It would be nice if nautilus had the option to display file sizes in binary units (KiB, MiB, GiB) instead of decimal units (KB, MB, GB). This doesn’t have to be the default option.
Ok, I’ll bite (byte pun intended; sorry not sorry) – why? Isn’t knowing which is actually used sufficient?
Firstly, it’s not obvious which convention is being used because both binary and decimal units can be denoted in MB but not the other way around (for example, MB often is used to refer to MiB in many programming contexts). This certainly confused me for example. The only unambiguous notation is one where MiB is default.
Secondly, I would argue the binary units are more rational. A bit is the smallest unit of information (2 being the smallest prime), and it is binary in nature. A byte is 8 bits. Is there any particular reason why the unit should be a decimal number of a of a binary number of a binary primitive? The only people who benefit from the decimal standard are hard drive manufacturers who can sell a 931 GiB device and call it 1TB. Very annoying to deal with because when someone uses GB, MB, or kB you never know what they are talking about: for example DRAM manufacturers stick to the old standard of using GB to refer to binary units.

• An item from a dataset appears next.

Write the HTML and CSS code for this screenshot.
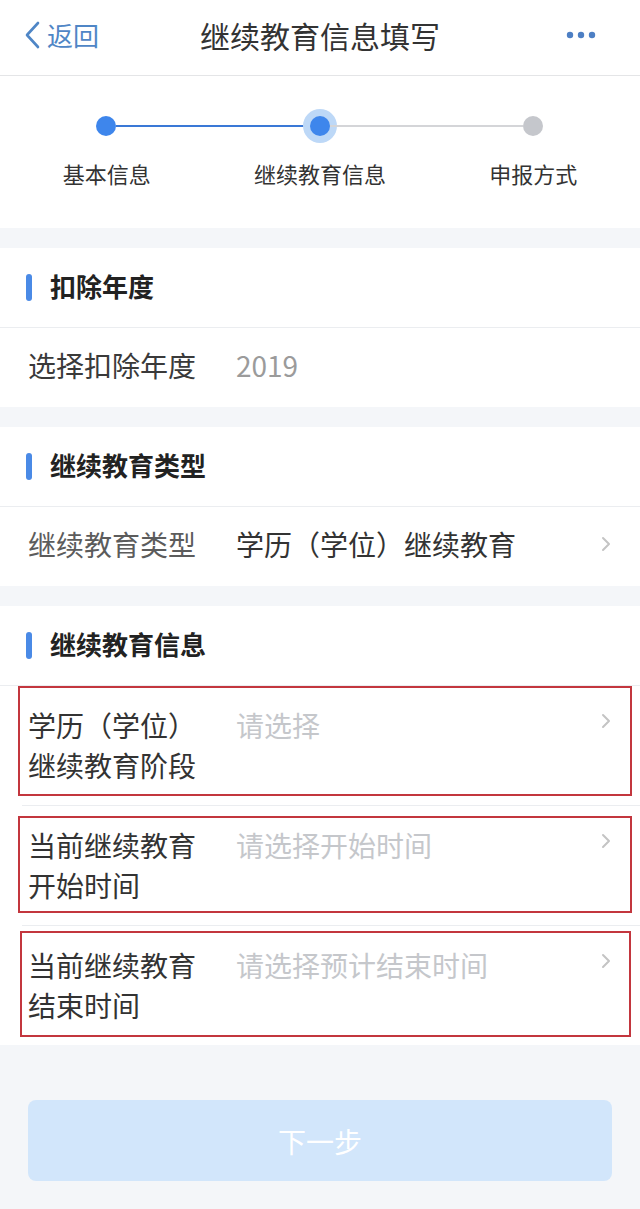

Lastly, the use of the file-size label in nautilus is basically just to check if it meets an exact filesize or fits within a certain range. I make this feature request because I have a certain workload and this will save me from having to go to the terminal and do ls/du every time to see if a file fits under a 1MiB limit. Perhaps a better feature would just to display the exact amount of bytes instead, with every thousands mark separated by a comma.